The violence was incited after a weeks-long campaign by Republican members of Congress to overturn the election results in Trump’s favor. Fourteen Republican senators, including Sens. Ted Cruz and Josh Hawley, announced their plan to challenge the election’s certification alongside House Minority Leader Kevin McCarthy and a majority of House Republicans. Since president-elect Joe Biden’s victory in November, the Trump administration has repeatedly stonewalled the typical transition process.
The violence sprung from the anticipated “Save America March,” which Trump promoted on Twitter. The president also spoke in-person at the march earlier Wednesday morning before the Capitol was breached. As the violence escalated, the president responded with a video still claiming the election was fraudulent.
Miller condemned the pro-Trump rioters for obstructing Congress’ certification of the 2020 presidential election, and by extension, the voters. “Instead of fighting for democracy, they’re fighting against it,” they said.

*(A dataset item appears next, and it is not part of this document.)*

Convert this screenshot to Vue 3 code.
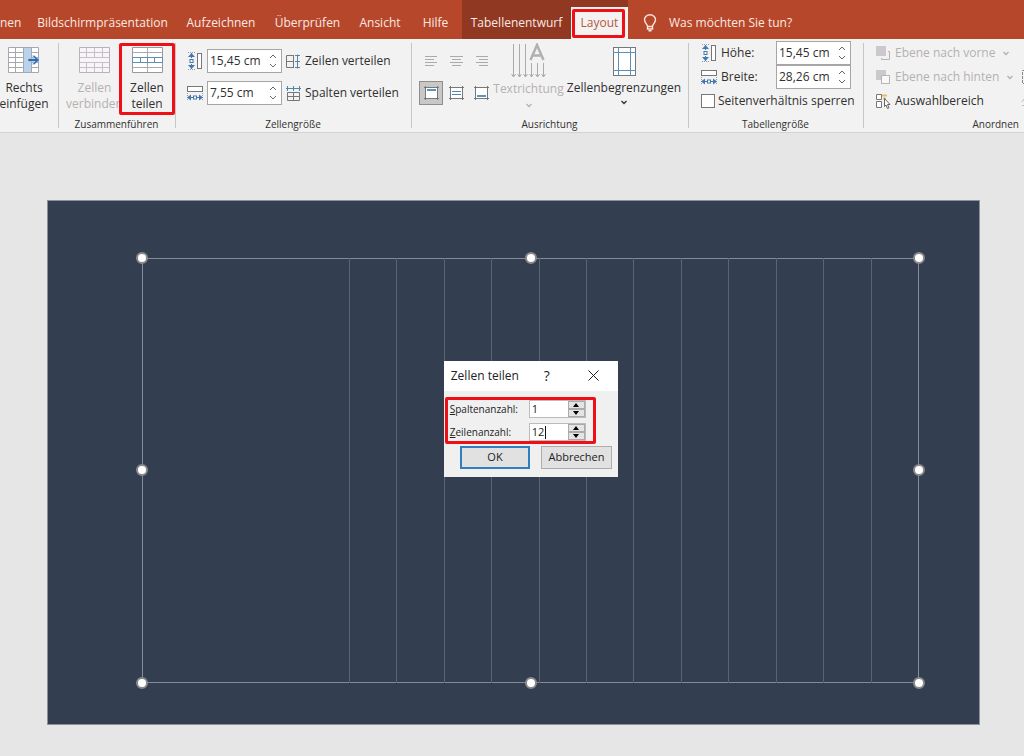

The House is expected to resume its joint session to certify Biden’s election tonight.
Moments before the release of Trump’s video, Biden addressed the situation, noting that the attack “borders on sedition.” Biden called for the president to speak out against the violent attacks he incited.
“It’s not a protest. It’s insurrection. The world is watching. Like so many other Americans, I am genuinely shocked and saddened that our nation so long the beacon of light and hope for democracy has come to such a dark moment,” Biden said.